The remarks are as follows:
1. It is worth mentioning the tools used for the development of the model (i.e. libraries used).
2. Some letters are missing in the title of Figure 1.
3. The headings of figures 4 and 5 are too long and overloaded with data. Please consider shortening them.
Author Response
We sincerely thank you for your professional and helpful review work. Please look at the attachment, which includes responses to all the questions and instructions for manuscript modifications. Thank you again for your review of our work.

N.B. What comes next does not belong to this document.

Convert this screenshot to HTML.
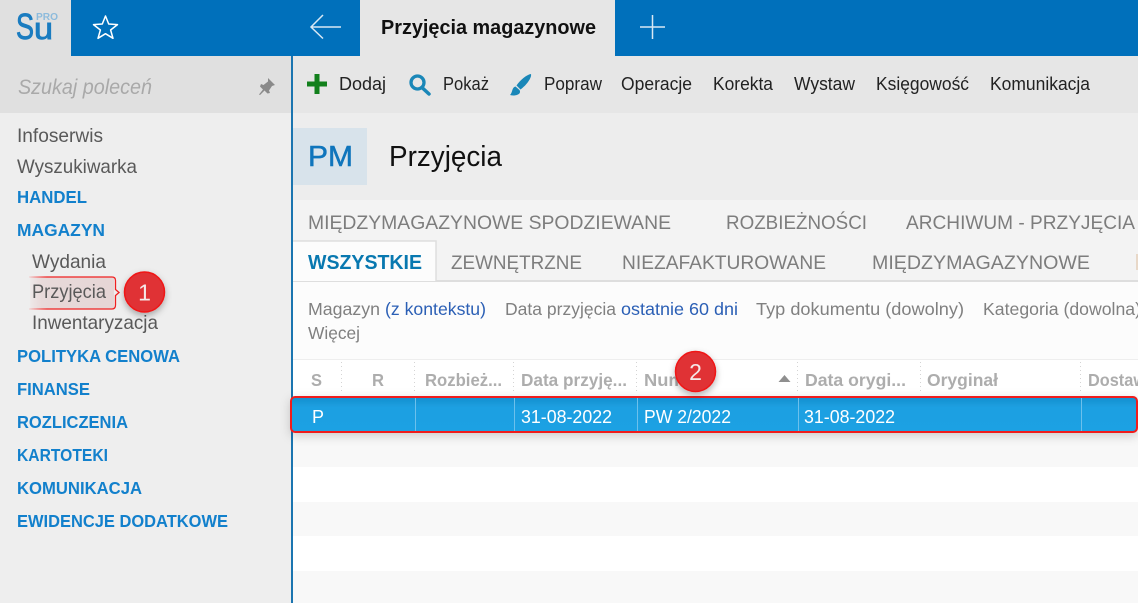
<!DOCTYPE html>
<html lang="pl"><head><meta charset="utf-8"><title>Przyjęcia magazynowe</title>
<style>
html,body{margin:0;padding:0;width:1138px;height:603px;overflow:hidden;background:#fff}
svg{display:block}
text{font-family:"Liberation Sans",sans-serif;font-size:18px}
.nav{fill:#595959;font-size:19.5px}
.mod{fill:#1280cc;font-weight:bold;font-size:17.5px}
.tb{fill:#222;font-size:18px}
.tab{fill:#7d7d7d;font-size:19.5px}
.flt{fill:#808080;font-size:17.5px}
.lnk{fill:#2b5fb5;font-size:17.5px}
.th{fill:#adadad;font-size:17.5px;font-weight:bold}
.td{fill:#fff;font-size:18px}
</style></head><body>
<svg width="1138" height="603" viewBox="0 0 1138 603" xmlns="http://www.w3.org/2000/svg">
<defs>
<linearGradient id="row" x1="0" y1="0" x2="0" y2="1"><stop offset="0" stop-color="#178fce"/><stop offset=".3" stop-color="#1ba0e2"/><stop offset="1" stop-color="#1ba1e3"/></linearGradient>
<filter id="sh" x="-30%" y="-30%" width="160%" height="170%"><feDropShadow dx="0" dy="3" stdDeviation="3.5" flood-color="#000" flood-opacity=".3"/></filter>
<filter id="sh2" x="-3%" y="-30%" width="106%" height="170%"><feDropShadow dx="0" dy="3" stdDeviation="5" flood-color="#000" flood-opacity=".18"/></filter>
<linearGradient id="hl" x1="0" y1="0" x2="1" y2="0"><stop offset="0" stop-color="#e06060" stop-opacity=".03"/><stop offset=".15" stop-color="#c88" stop-opacity=".2"/><stop offset="1" stop-color="#c88" stop-opacity=".24"/></linearGradient>
<linearGradient id="hs" x1="0" y1="0" x2="1" y2="0"><stop offset="0" stop-color="#f00" stop-opacity=".1"/><stop offset=".2" stop-color="#f02020"/><stop offset="1" stop-color="#f02020"/></linearGradient>
</defs>

<!-- backgrounds -->
<rect width="1138" height="603" fill="#fff"/>
<rect x="0" y="0" width="1138" height="56" fill="#0070bb"/>
<rect x="0" y="0" width="71" height="56" fill="#e0e0e0"/>
<rect x="0" y="56" width="291" height="57" fill="#e0e0e0"/>
<rect x="0" y="113" width="291" height="490" fill="#eeeeee"/>
<rect x="293" y="56" width="845" height="57" fill="#e6e6e6"/>
<rect x="293" y="113" width="845" height="87" fill="#ededed"/>
<rect x="293" y="200" width="845" height="81" fill="#f3f3f3"/>
<rect x="293" y="281" width="845" height="78" fill="#fcfcfc"/>
<rect x="293" y="359" width="845" height="1" fill="#eeeeee"/>
<rect x="293" y="432" width="845" height="35" fill="#f8f8f8"/>
<rect x="293" y="502" width="845" height="34" fill="#f8f8f8"/>
<rect x="293" y="571" width="845" height="32" fill="#f8f8f8"/>
<rect x="291" y="56" width="2" height="547" fill="#1b75b0"/>
<rect x="360" y="0" width="255" height="56" fill="#e6e6e6"/>

<!-- logo -->
<text x="16" y="39" style="font-size:36px;fill:#1a7cc0" stroke="#1a7cc0" stroke-width=".9" textLength="18" lengthAdjust="spacingAndGlyphs">S</text>
<text x="34" y="39" style="font-size:31px;fill:#1a7cc0" stroke="#1a7cc0" stroke-width=".9" textLength="19" lengthAdjust="spacingAndGlyphs">u</text>
<text x="36" y="20" style="font-size:10px;fill:#8dbbdc;font-weight:bold" textLength="22" lengthAdjust="spacingAndGlyphs">PRO</text>
<!-- star -->
<path d="M105.500 16L108.700 24L117.500 24.600L110.600 30L113 38.300L105.500 33.700L98 38.300L100.400 30L93.500 24.600L102.300 24Z" fill="none" stroke="#fff" stroke-width="1.500" stroke-linejoin="round"/>
<!-- back arrow -->
<path d="M341 27H311M323 15L311 27L323 38.500" fill="none" stroke="#d8e8f4" stroke-width="1.500"/>
<!-- plus -->
<path d="M652.500 15V39M640 27H665" fill="none" stroke="#d8e8f4" stroke-width="1.500"/>
<text x="381" y="34" style="font-size:20.500px;fill:#111;font-weight:bold" textLength="215" lengthAdjust="spacingAndGlyphs">Przyjęcia magazynowe</text>

<!-- search -->
<text x="18" y="94" style="font-size:21.500px;font-style:italic;fill:#a9a9a9" textLength="134" lengthAdjust="spacingAndGlyphs">Szukaj poleceń</text>
<path d="M268 78L275 85L272 86L269 90.500L270 93L267.500 93.500L264.500 90.500L260 95L259 94.500L263 89.500L260 86.500L261 84L263.500 85L268 81.500Z" fill="#8a8a8a"/>

<!-- sidebar -->
<text class="nav" x="17" y="142" textLength="86" lengthAdjust="spacingAndGlyphs">Infoserwis</text>
<text class="nav" x="17" y="173" textLength="120" lengthAdjust="spacingAndGlyphs">Wyszukiwarka</text>
<text class="mod" x="17" y="203" textLength="70" lengthAdjust="spacingAndGlyphs">HANDEL</text>
<text class="mod" x="17" y="236" textLength="88" lengthAdjust="spacingAndGlyphs">MAGAZYN</text>
<text class="nav" x="32" y="268" textLength="74" lengthAdjust="spacingAndGlyphs">Wydania</text>
<rect x="30" y="277" width="84" height="32" fill="url(#hl)"/>
<path d="M29 277H112Q115.500 277 115.500 280.500V289.500L119 292.500L115.500 295.500V305Q115.500 309 112 309H29" fill="none" stroke="url(#hs)" stroke-width="1.300"/>
<text class="nav" x="32" y="298" textLength="74" lengthAdjust="spacingAndGlyphs">Przyjęcia</text>
<text class="nav" x="32" y="329" textLength="126" lengthAdjust="spacingAndGlyphs">Inwentaryzacja</text>
<text class="mod" x="17" y="362" textLength="163" lengthAdjust="spacingAndGlyphs">POLITYKA CENOWA</text>
<text class="mod" x="17" y="395" textLength="73" lengthAdjust="spacingAndGlyphs">FINANSE</text>
<text class="mod" x="17" y="428" textLength="111" lengthAdjust="spacingAndGlyphs">ROZLICZENIA</text>
<text class="mod" x="17" y="461" textLength="91" lengthAdjust="spacingAndGlyphs">KARTOTEKI</text>
<text class="mod" x="17" y="494" textLength="125" lengthAdjust="spacingAndGlyphs">KOMUNIKACJA</text>
<text class="mod" x="17" y="527" textLength="211" lengthAdjust="spacingAndGlyphs">EWIDENCJE DODATKOWE</text>

<!-- toolbar -->
<path d="M317 74V94M307 84H327" stroke="#12801c" stroke-width="5" fill="none"/>
<text class="tb" x="339" y="90" textLength="47" lengthAdjust="spacingAndGlyphs">Dodaj</text>
<circle cx="417.500" cy="82.500" r="6.500" fill="none" stroke="#1a87b8" stroke-width="3.300"/>
<path d="M422.500 88L429 94" stroke="#1a87b8" stroke-width="3.500" stroke-linecap="round"/>
<text class="tb" x="443" y="90" textLength="46" lengthAdjust="spacingAndGlyphs">Pokaż</text>
<path d="M531 74C527 74.500 520 80 516.500 85.500L520.500 89.500C526 85.500 532 78 531 74ZM515.500 86.500C511.500 87.500 513 92 510 95C515 96.500 522 94.500 519.500 90Z" fill="#1a87b8"/>
<text class="tb" x="544" y="90" textLength="58" lengthAdjust="spacingAndGlyphs">Popraw</text>
<text class="tb" x="621" y="90" textLength="71" lengthAdjust="spacingAndGlyphs">Operacje</text>
<text class="tb" x="713" y="90" textLength="60" lengthAdjust="spacingAndGlyphs">Korekta</text>
<text class="tb" x="794" y="90" textLength="61" lengthAdjust="spacingAndGlyphs">Wystaw</text>
<text class="tb" x="876" y="90" textLength="93" lengthAdjust="spacingAndGlyphs">Księgowość</text>
<text class="tb" x="990" y="90" textLength="100" lengthAdjust="spacingAndGlyphs">Komunikacja</text>

<!-- title -->
<rect x="293" y="128" width="74" height="57" fill="#d8e3eb"/>
<text x="308" y="166" style="font-size:29px;fill:#0f75bc" textLength="45" lengthAdjust="spacingAndGlyphs" stroke="#0f75bc" stroke-width=".5">PM</text>
<text x="389" y="166" style="font-size:29px;fill:#111" textLength="113" lengthAdjust="spacingAndGlyphs">Przyjęcia</text>

<!-- tabs -->
<text class="tab" x="308" y="229" textLength="363" lengthAdjust="spacingAndGlyphs">MIĘDZYMAGAZYNOWE SPODZIEWANE</text>
<text class="tab" x="726" y="229" textLength="141" lengthAdjust="spacingAndGlyphs">ROZBIEŻNOŚCI</text>
<text class="tab" x="906" y="229" textLength="229" lengthAdjust="spacingAndGlyphs">ARCHIWUM - PRZYJĘCIA</text>
<rect x="293" y="280" width="845" height="2" fill="#dedede"/>
<path d="M293 241H436V281H293Z" fill="#fcfcfc"/>
<path d="M293 241H436V281" fill="none" stroke="#dedede" stroke-width="1.500"/>
<text x="308" y="269" style="font-size:20px;font-weight:bold;fill:#0878b0" textLength="114" lengthAdjust="spacingAndGlyphs">WSZYSTKIE</text>
<text class="tab" x="451" y="269" textLength="131" lengthAdjust="spacingAndGlyphs">ZEWNĘTRZNE</text>
<text class="tab" x="622" y="269" textLength="204" lengthAdjust="spacingAndGlyphs">NIEZAFAKTUROWANE</text>
<text class="tab" x="872" y="269" textLength="218" lengthAdjust="spacingAndGlyphs">MIĘDZYMAGAZYNOWE</text>
<rect x="1136" y="254" width="2" height="16" fill="#e8d8c8"/>

<!-- filters -->
<text class="flt" x="308" y="315" textLength="72" lengthAdjust="spacingAndGlyphs">Magazyn</text>
<text class="lnk" x="385" y="315" textLength="101" lengthAdjust="spacingAndGlyphs">(z kontekstu)</text>
<text class="flt" x="505" y="315" textLength="111" lengthAdjust="spacingAndGlyphs">Data przyjęcia</text>
<text class="lnk" x="621" y="315" textLength="117" lengthAdjust="spacingAndGlyphs">ostatnie 60 dni</text>
<text class="flt" x="756" y="315" textLength="208" lengthAdjust="spacingAndGlyphs">Typ dokumentu (dowolny)</text>
<text class="flt" x="983" y="315" textLength="158" lengthAdjust="spacingAndGlyphs">Kategoria (dowolna)</text>
<text class="flt" x="308" y="339" textLength="52" lengthAdjust="spacingAndGlyphs">Więcej</text>

<!-- grid header -->
<g stroke="#d4d4d4" stroke-dasharray="1 3" stroke-width="1">
<path d="M341.500 362V394M414.500 362V394M513.500 362V394M636.500 362V394M797.500 362V394M920.500 362V394M1080.500 362V394"/>
</g>
<text class="th" x="311" y="386" textLength="11" lengthAdjust="spacingAndGlyphs">S</text>
<text class="th" x="372" y="386" textLength="12" lengthAdjust="spacingAndGlyphs">R</text>
<text class="th" x="425" y="386" textLength="77" lengthAdjust="spacingAndGlyphs">Rozbież...</text>
<text class="th" x="521" y="386" textLength="106" lengthAdjust="spacingAndGlyphs">Data przyję...</text>
<text class="th" x="644" y="386" textLength="58" lengthAdjust="spacingAndGlyphs">Numer</text>
<path d="M778.500 382L784.500 375L790.500 382Z" fill="#8f8f8f"/>
<text class="th" x="805" y="386" textLength="101" lengthAdjust="spacingAndGlyphs">Data orygi...</text>
<text class="th" x="927" y="386" textLength="71" lengthAdjust="spacingAndGlyphs">Oryginał</text>
<text class="th" x="1088" y="386" textLength="58" lengthAdjust="spacingAndGlyphs">Dostaw</text>

<!-- selected row -->
<rect x="291" y="397" width="846" height="35" rx="4" fill="url(#row)" stroke="#f01b1b" stroke-width="2" filter="url(#sh2)"/>
<path d="M415.500 398V431M514.500 398V431M637.500 398V431M798.500 398V431M1081.500 398V431" stroke="#6cc0ec" stroke-width="1"/>
<text class="td" x="312" y="423" style="font-size:18px">P</text>
<text class="td" x="521" y="423" textLength="91" lengthAdjust="spacingAndGlyphs">31-08-2022</text>
<text class="td" x="644" y="423" textLength="87" lengthAdjust="spacingAndGlyphs">PW 2/2022</text>
<text class="td" x="804" y="423" textLength="91" lengthAdjust="spacingAndGlyphs">31-08-2022</text>

<!-- markers -->
<circle cx="144.500" cy="292" r="20" fill="#e03236" stroke="#f01414" stroke-width="1.500" filter="url(#sh)"/>
<text x="144.500" y="300.500" text-anchor="middle" style="font-size:23px;fill:#f5e8e8">1</text>
<circle cx="695.500" cy="371.500" r="20" fill="#e03236" stroke="#f01414" stroke-width="1.500" filter="url(#sh)"/>
<text x="695.500" y="380" text-anchor="middle" style="font-size:23px;fill:#f5e8e8">2</text>
</svg>
</body></html>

Author Response File: Author Response.pdf
Reviewer 3 Report
This paper proposed a few-shot rail surface defect detection model, FS-RSDD. But the format and expression of this manuscript need further improvement. And the explanation of proposed method is insufficient. I think this manuscript should be major revisions.
Main problems:
1. This manuscript lacks a basic introduction of the related work on few-shot learning.
2. This paper emphasizes building a compact multi-scale memory bank, but after reading the whole manuscript, l cannot find any description or experimental comparison of “compact”.
3. The way to obtain samples by a fixed ratio image cropping may lead to changes in the original characteristics of some defects, which in turn affects the modeling.
4. The author’s description of Figure1 is proposed method consists of modeling and detection, but Figure1 shows proposed method consists of embedding extraction and prediction. Please ensure that the figure is consistent with the description of it.
5. Line 45: The subject and verb do not agree in number. Please ensure that they match in singular/plural form.
6. Line 80 & Line 86: Please review the punctuation usage for accuracy and consistency.
7. Line 218: ”muti-scale” should be “multi-scale”
Too many typos
Author Response
We sincerely thank you for your professional and helpful review work. Please look at the attachment, which includes responses to all the questions and instructions for manuscript modifications. Thank you again for your review of our work.
Author Response File: Author Response.pdf
Round 2
Reviewer 1 Report
All the comments are tackled in the response letter.